Exécutants et/ou décideurs. L’armée et le SR militaire, apolitiques, acquièrent une légitimité et constituent un recours, tandis que la police, au contact de la population, reste liée au régime. Pour analyser les relations entre les SR et les régimes en place, Agnès  Levallois et le général Batigne ont classé les pays arabes selon trois critères :  SR outil du pouvoir ; SR centre « de » pouvoir ; SR centre « du » pouvoir. Dans la 1ère catégorie, figurent d’abord les monarchies du golfe Arabo-Persique et la Jordanie, qui contrôlent leurs SR plus qu‘ailleurs.

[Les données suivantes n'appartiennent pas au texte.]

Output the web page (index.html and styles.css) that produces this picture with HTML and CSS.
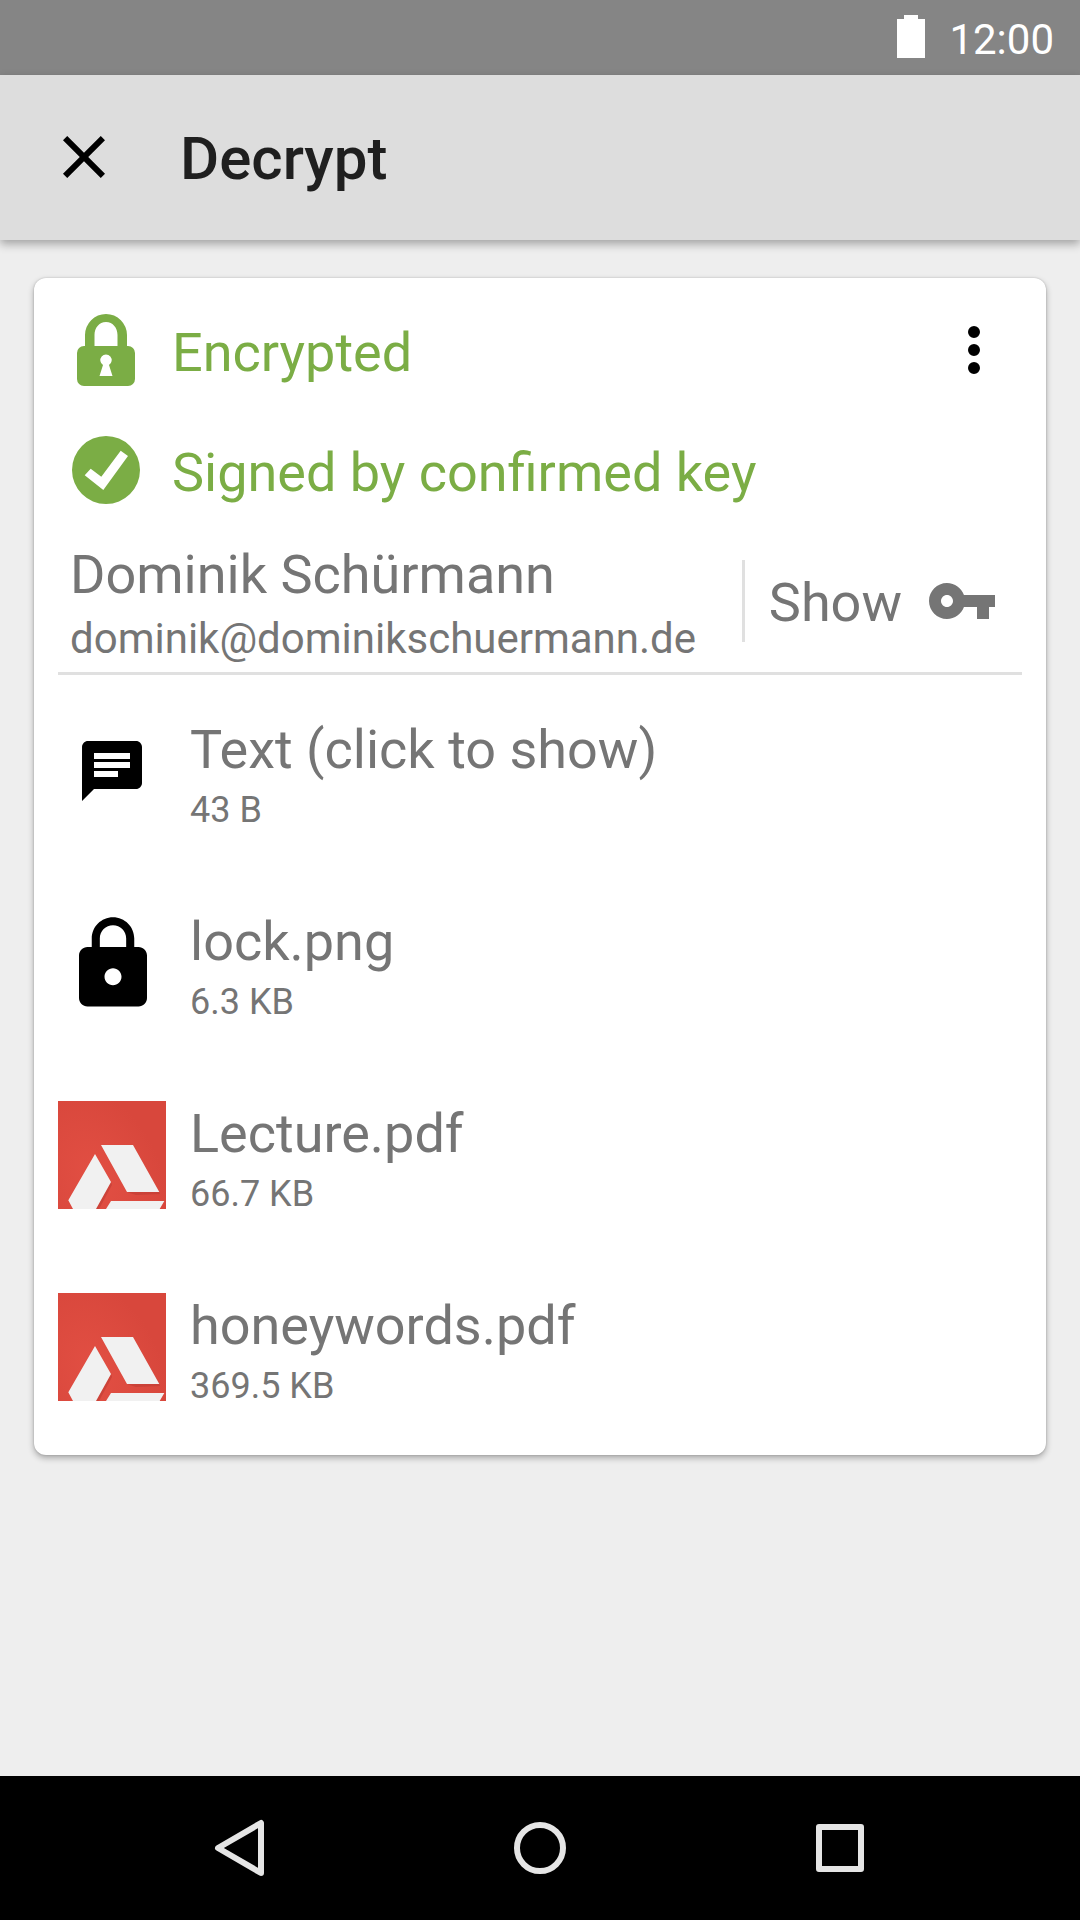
FILE: index.html
```html
<!DOCTYPE html>
<html lang="en">
<head>
  <meta charset="utf-8">
  <meta name="viewport" content="width=device-width, initial-scale=1">
  <title>Decrypt</title>
  <link rel="stylesheet" href="styles.css">
</head>
<body>
  <div class="status-bar">
    <svg class="battery" viewBox="0 0 28 43" aria-hidden="true"><path d="M7 0h14v4h7v39H0V4h7z"/></svg>
    <span class="clock">12:00</span>
  </div>

  <header class="toolbar">
    <button class="icon-button" type="button" aria-label="Close">
      <svg class="icon" viewBox="0 0 24 24"><path d="M19 6.41L17.59 5 12 10.59 6.41 5 5 6.41 10.59 12 5 17.59 6.41 19 12 13.41 17.59 19 19 17.59 13.41 12z"/></svg>
    </button>
    <h1 class="title">Decrypt</h1>
  </header>

  <main class="content">
    <section class="card">
      <div class="status">
        <svg class="icon" viewBox="0 0 72 72" aria-hidden="true">
          <path fill-rule="evenodd" d="M15 32V21a21 21 0 0 1 42 0v11h-9.500V21c0-7-4.500-13-11.500-13s-11.500 6-11.500 13v11zM14 32h44a7 7 0 0 1 7 7v26a7 7 0 0 1-7 7H14a7 7 0 0 1-7-7V39a7 7 0 0 1 7-7zM33 51l-3.500 11h13L39 51a5.700 5.700 0 1 0-6 0z"/>
        </svg>
        <span class="status-label">Encrypted</span>
        <button class="icon-button menu-button" type="button" aria-label="More options">
          <svg class="icon" viewBox="0 0 24 24"><path d="M12 8a2 2 0 1 0 0-4 2 2 0 0 0 0 4zm0 2a2 2 0 1 0 0 4 2 2 0 0 0 0-4zm0 6a2 2 0 1 0 0 4 2 2 0 0 0 0-4z"/></svg>
        </button>
      </div>
      <div class="status">
        <svg class="icon" viewBox="0 0 72 72" aria-hidden="true">
          <path fill-rule="evenodd" d="M36 2a34 34 0 1 0 0 68 34 34 0 0 0 0-68zM20.700 34.700l10.600 8L50.700 16.700 58 22 33.300 56 14.700 41.300z"/>
        </svg>
        <span class="status-label">Signed by confirmed key</span>
      </div>

      <div class="signer">
        <div class="signer-text">
          <div class="primary">Dominik Schürmann</div>
          <div class="email">dominik@dominikschuermann.de</div>
        </div>
        <button class="show-button" type="button">
          <span>Show</span>
          <svg class="icon" viewBox="0 0 24 24" aria-hidden="true"><path d="M12.650 10C11.830 7.670 9.610 6 7 6c-3.310 0-6 2.690-6 6s2.690 6 6 6c2.610 0 4.830-1.670 5.650-4H17v4h4v-4h2v-4H12.650zM7 14c-1.100 0-2-.9-2-2s.9-2 2-2 2 .9 2 2-.9 2-2 2z"/></svg>
        </button>
      </div>

      <ul class="files">
        <li>
          <button class="file" type="button">
            <span class="thumb"><svg class="icon" viewBox="0 0 24 24" aria-hidden="true"><path d="M20 2H4c-1.100 0-1.990.9-1.990 2L2 22l4-4h14c1.100 0 2-.9 2-2V4c0-1.100-.9-2-2-2zM6 6h12v2H6V6zm8 8H6v-2h8v2zm4-3H6V9h12v2z"/></svg></span>
            <span class="file-text"><span class="primary">Text (click to show)</span><span class="size">43 B</span></span>
          </button>
        </li>
        <li>
          <button class="file" type="button">
            <span class="thumb"><svg class="lock-picture" viewBox="0 0 108 108" aria-hidden="true"><path transform="translate(4 4) scale(4.250)" d="M18 8h-1V6c0-2.760-2.240-5-5-5S7 3.240 7 6v2H6c-1.100 0-2 .9-2 2v10c0 1.100.9 2 2 2h12c1.100 0 2-.9 2-2V10c0-1.100-.9-2-2-2zm-6 9c-1.100 0-2-.9-2-2s.9-2 2-2 2 .9 2 2-.9 2-2 2zm3.100-9H8.900V6c0-1.710 1.390-3.100 3.100-3.100s3.100 1.390 3.100 3.100v2z"/></svg></span>
            <span class="file-text"><span class="primary">lock.png</span><span class="size">6.3 KB</span></span>
          </button>
        </li>
        <li>
          <button class="file" type="button">
            <span class="thumb">
              <svg class="pdf-icon" viewBox="0 0 108 108" aria-hidden="true">
                <defs>
                  <radialGradient id="pdf-red" gradientUnits="userSpaceOnUse" cx="50" cy="70" r="95" gradientTransform="rotate(-25 50 70) scale(.7 1)">
                    <stop offset="0" stop-color="#e24f43"/>
                    <stop offset="1" stop-color="#d8473c"/>
                  </radialGradient>
                  <g id="pdf-art">
                    <path fill="url(#pdf-red)" d="M0 0h108v108H0z"/>
                    <path fill="#b93a31" opacity=".5" d="M53 81l1 3-13 24h-4zM69 91h32l1 2-24 1z"/>
                    <path fill="#f1f1f1" d="M43 44h32l26.300 47H69zM37 53l16 28-15 27H15l-4.700-8.700zM53 100h53.300l-4.600 8H48z"/>
                  </g>
                </defs>
                <use href="#pdf-art"/>
              </svg>
            </span>
            <span class="file-text"><span class="primary">Lecture.pdf</span><span class="size">66.7 KB</span></span>
          </button>
        </li>
        <li>
          <button class="file" type="button">
            <span class="thumb"><svg class="pdf-icon" viewBox="0 0 108 108" aria-hidden="true"><use href="#pdf-art"/></svg></span>
            <span class="file-text"><span class="primary">honeywords.pdf</span><span class="size">369.5 KB</span></span>
          </button>
        </li>
      </ul>
    </section>
  </main>

  <nav class="nav-bar" aria-label="System">
    <button class="nav-button" type="button" aria-label="Back">
      <svg class="icon" viewBox="0 0 72 72"><path d="M57 11v50L14 36z"/></svg>
    </button>
    <button class="nav-button" type="button" aria-label="Home">
      <svg class="icon" viewBox="0 0 72 72"><circle cx="36" cy="36" r="23"/></svg>
    </button>
    <button class="nav-button" type="button" aria-label="Recent apps">
      <svg class="icon" viewBox="0 0 72 72"><path d="M15 15h42v42H15z"/></svg>
    </button>
  </nav>
</body>
</html>
```
FILE: styles.css
```css
* {
  box-sizing: border-box;
}

body {
  margin: 0;
  min-height: 100vh;
  display: flex;
  flex-direction: column;
  background: #eee;
  color: #757575;
  font-family: Roboto, sans-serif;
  font-size: 54px;
}

button {
  margin: 0;
  padding: 0;
  border: 0;
  background: none;
  color: inherit;
  font: inherit;
  text-align: left;
  cursor: pointer;
}

svg {
  display: block;
  flex: none;
  fill: currentColor;
}

.icon {
  width: 72px;
  height: 72px;
}

.icon-button {
  flex: none;
  color: #000;
}

/* System status bar */
.status-bar {
  display: flex;
  align-items: center;
  justify-content: flex-end;
  gap: 24px;
  height: 75px;
  padding: 0 26px 2px;
  background: #858585;
  color: #fff;
}

.battery {
  width: 28px;
  height: 43px;
}

.clock {
  padding-top: 6px;
  font-size: 42px;
  line-height: 52px;
}

/* App toolbar */
.toolbar {
  display: flex;
  align-items: center;
  gap: 60px;
  height: 165px;
  padding: 0 48px 2px;
  background: #ddd;
  box-shadow: 0 4px 9px rgba(0, 0, 0, .32);
}

.title {
  margin: 0;
  padding-top: 4px;
  color: #1f1f1f;
  font-size: 60px;
  font-weight: 500;
  line-height: 76px;
}

/* Result card */
.content {
  flex: 1;
  padding: 38px 34px;
}

.card {
  padding: 12px 24px;
  border-radius: 12px;
  background: #fff;
  box-shadow: 0 3px 6px rgba(0, 0, 0, .3), 0 0 2px rgba(0, 0, 0, .2);
}

.status {
  display: flex;
  align-items: center;
  gap: 30px;
  height: 120px;
  padding: 0 12px;
  color: #7bad45;
}

.status-label {
  padding-top: 6px;
  line-height: 76px;
}

.menu-button {
  margin-left: auto;
}

.signer {
  display: flex;
  align-items: center;
  justify-content: space-between;
  padding: 7px 24px 7px 12px;
  border-bottom: 3px solid #e0e0e0;
}

.primary {
  line-height: 76px;
}

.email {
  font-size: 42px;
  line-height: 52px;
}

.show-button {
  display: flex;
  align-items: center;
  gap: 24px;
  height: 82px;
  padding-left: 24px;
  border-left: 3px solid #e0e0e0;
}

.show-button span {
  padding-top: 2px;
}

.files {
  margin: 0;
  padding: 0;
  list-style: none;
}

.file {
  display: flex;
  align-items: center;
  gap: 24px;
  width: 100%;
  height: 192px;
}

.thumb {
  display: grid;
  place-items: center;
  flex: none;
  width: 108px;
  height: 108px;
  color: #000;
}

.pdf-icon,
.lock-picture {
  width: 108px;
  height: 108px;
}

.file-text {
  display: flex;
  flex-direction: column;
  padding-top: 2px;
}

.size {
  font-size: 36px;
  line-height: 44px;
}

/* System navigation bar */
.nav-bar {
  display: grid;
  grid-template-columns: repeat(3, 1fr);
  height: 144px;
  padding: 0 90px;
  background: #000;
}

.nav-button {
  display: grid;
  place-items: center;
}

.nav-button .icon {
  fill: none;
  stroke: #e5e5e5;
  stroke-width: 6px;
  stroke-linejoin: round;
}
```
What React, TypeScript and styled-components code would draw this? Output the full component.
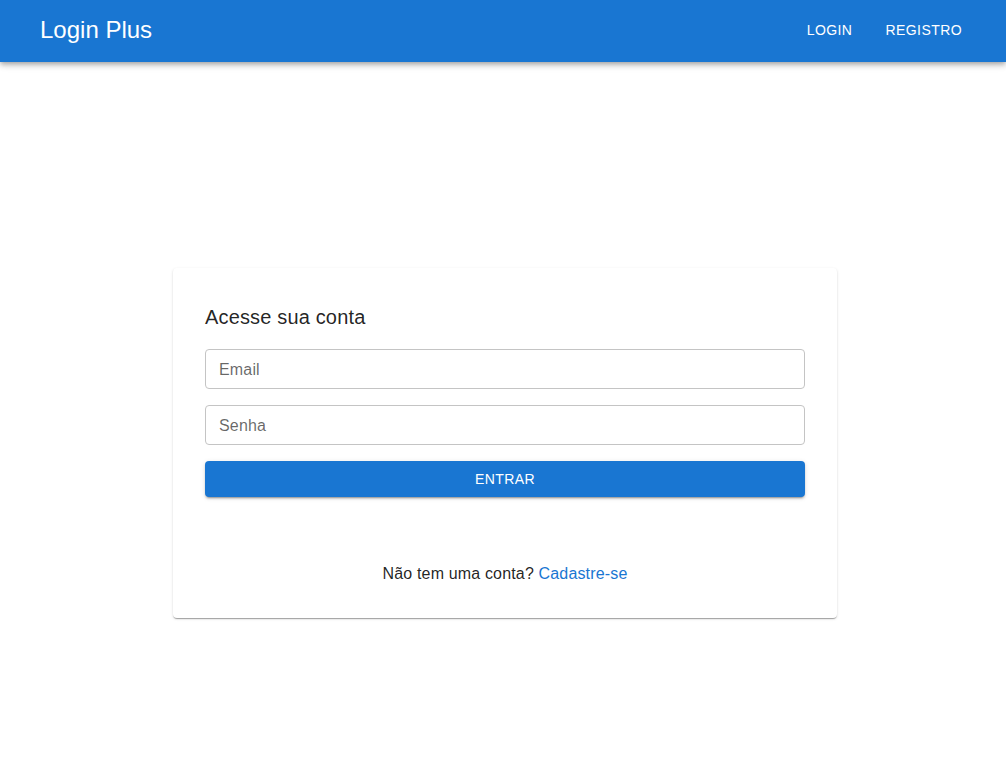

Au Maroc, la monarchie a repris en mains les SR militaires et civils. Dans les Territoires Palestiniens, malgré le contrôle de Gaza par le mouvement islamiste Hamas, les SR travaillent avec leurs homologues occidentaux. En Tunisie, Ben Ali avait confié la sécurité de son régime à la police. Dans la 2ème catégorie, entre d’abord le Yémen où les SR occupent une place importante dans le système tribal. Au Soudan, ils sont aux ordres du régime. En Libye, l’ancien chef des SR de Kadhafi s’est réfugié au Qatar. Depuis, chaque mouvance ou clan dispose de SR qui se font concurrence. Au Liban, un SR n’étant pas considéré comme un organe du régime, chaque communauté veut le sien pour se protéger : un chrétien dirige le SR militaire et un musulman sunnite celui du ministère de l’Intérieur. En Irak, Saddam Hussein avait organisé une concurrence permanente entre ses services. Après l’intervention américaine de 2003, la CIA a créé un SR sunnite. Dans la 3ème catégorie, se trouvent les pays où les armées, très fortes, bénéficient d’une assise économique. En Algérie, pas un fonctionnaire n’est nommé sans le consentement du Département du renseignement et de la sécurité. Mais après la prise d’otages dans le centre gazier d’Imn Amenas en 2013, la sécurité intérieure lui a été retirée et placée sous la tutelle directe de la présidence de la République. Toutefois, l’armée a conservé le service des écoutes. En Égypte, le GIS (Government Intelligence Service), tombé en disgrâce à la chute de Moubarak, a transféré ses dossiers à la Direction du renseignement militaire (ministère de la Défense). En Syrie, les SR ne s’appuient pas sur des clans de l’armée comme en Algérie ou en Égypte. Mal vue par les communautés chiite et sunnite, celle des alaouites a fait carrière dans les armées et les SR et, quoique très minoritaire, dirige le pays.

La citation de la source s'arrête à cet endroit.